I'm a 22 y/o male and have had a bad stomach since I was about 10. It seems to run in the family - both my sisters and my mom have a similar problem. We call the aches 'stomach attacks', since it seems like something is attacking our stomachs.Basically, anytime I eat a large meal, or anything really greasy, I have to use the restroom almost as soon as I'm done eating. Sometimes it doesn't happen, but more often than not, it does. On my mom's recommendation I started taking fiber wafers every morning. I eat one a day. This helped me become regular (I pretty much go once a day now), but I still have some occasional pain after eating large meals (especially a lot of steak).
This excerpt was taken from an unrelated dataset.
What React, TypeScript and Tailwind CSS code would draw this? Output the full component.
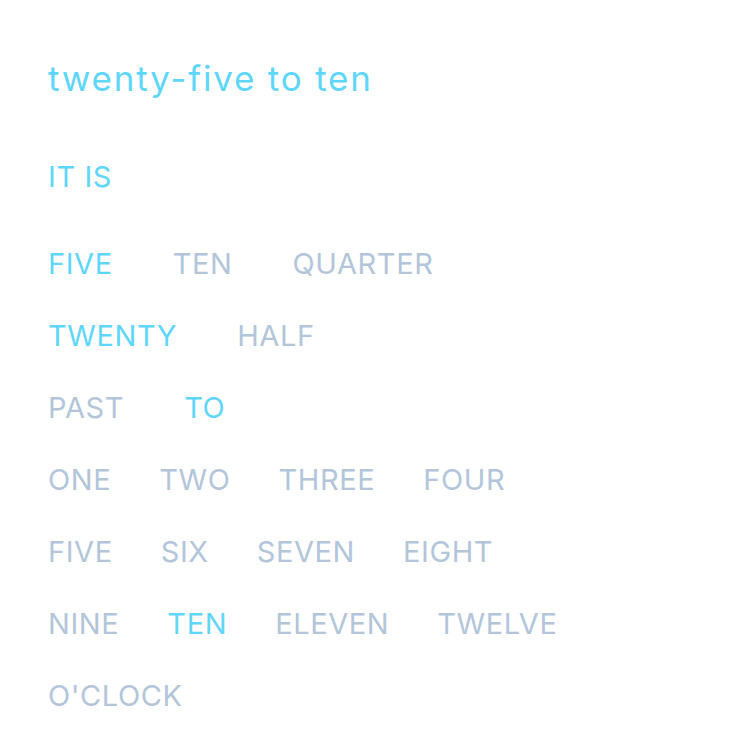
import React from 'react';

type Word = { text: string; on?: boolean };

const minuteRows: Word[][] = [
    [{ text: 'FIVE', on: true }, { text: 'TEN' }, { text: 'QUARTER' }],
    [{ text: 'TWENTY', on: true }, { text: 'HALF' }],
    [{ text: 'PAST' }, { text: 'TO', on: true }],
];

const hourRows: Word[][] = [
    [{ text: 'ONE' }, { text: 'TWO' }, { text: 'THREE' }, { text: 'FOUR' }],
    [{ text: 'FIVE' }, { text: 'SIX' }, { text: 'SEVEN' }, { text: 'EIGHT' }],
    [{ text: 'NINE' }, { text: 'TEN', on: true }, { text: 'ELEVEN' }, { text: 'TWELVE' }],
    [{ text: "O'CLOCK" }],
];

function Row({ words, gap }: { words: Word[]; gap: string }) {
    return (
        <div className={`flex h-[72px] items-center ${gap}`}>
            {words.map((w, i) => (
                <span key={i} className={w.on ? 'text-[#5fd6fb]' : 'text-[#b2c5da]'}>
                    {w.text}
                </span>
            ))}
        </div>
    );
}

export default function App() {
    return (
        <div className="min-h-screen bg-white px-12 pt-[52px] font-['Inter',sans-serif]">
            <h1 className="text-[35px] leading-[52px] tracking-[1.8px] text-[#5fd6fb]">twenty-five to ten</h1>

            <div className="mt-[47px] text-[29px] tracking-[0.6px]">
                <div className="flex h-[52px] items-center text-[#5fd6fb]">IT IS</div>
                <div className="mt-[25px]">
                    {minuteRows.map((r, i) => (
                        <Row key={i} words={r} gap="gap-[60px]" />
                    ))}
                    {hourRows.map((r, i) => (
                        <Row key={i} words={r} gap="gap-[48px]" />
                    ))}
                </div>
            </div>
        </div>
    );
}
It feels like I can feel chunks of food being pushed through my system - to the point to where I can feel it if I put my hand on my stomach. Also, sometimes I pass food extremely quickly. Does this sound familiar to any of you? Is there anything else I should try for this? How can you tell the difference between IBS and Crohn's?Thanks for any help!


----------



## Nikki (Jul 11, 2000)

Well, to be sure that it is IBS you have to have other things like Crohns and ulcerative colitis are ruled out. They can be very serious and mimic IBS symptoms. The main differences between IBS and crohns though can be bleeding, fever, weight loss, muscle pains. But you need to see a doctor.Hope this helps. Nikki


----------



## dtp (Jul 10, 2003)

Key:It seems as though you have a rather clear idea of what causes your symptoms to flare up (you mention problems with big meals, greasy food, and lots of steak). I highly recommend eliminating these things from your diet. It would be quite bizarre to continue to eat things that cause your symptoms, then look for something else (like a drug or a supplement) to cover up these symptoms. Gastron


----------



## Nikki (Jul 11, 2000)

Yes Gastron, you are right, but you should see a doctor just to make sure it is nothing else.Nikki


----------



## key (Aug 5, 2003)

I have an appointment set for tomorrow.. Thanks for the advice!


----------



## KatieCC (Aug 27, 2002)

people with Crohn's or UC usually have D, and only rarely C.usually it is consistant D... not attacks every few days or weeks, but it will be the same every day... liquid D 6+ times a day, every day, and many people wake up up at night to have D. people with Crohn's or UC will usually have abnormal blood tests results, low red cell count, high white cell count, and elevated SED rate (ESR test).good luck at your appointment!Kate


----------



## key (Aug 5, 2003)

Thanks for the info.I went in today and told him everything that's been going on.. And about my family history. He says I have mild IBS - which I tend to agree with. After reading some of the posts on here I've realized that I'm a lucky one.He gave me Bentyl. I read up on it some, and it seems that some people take it everyday, and others just take it before/after they eat. I'm leaning towards the before I eat method, since my pain is usually just after I eat. Does this sound correct? I don't want to take it all the time if I don't have to - especially after reading some of the side effects..Thanks!Key


----------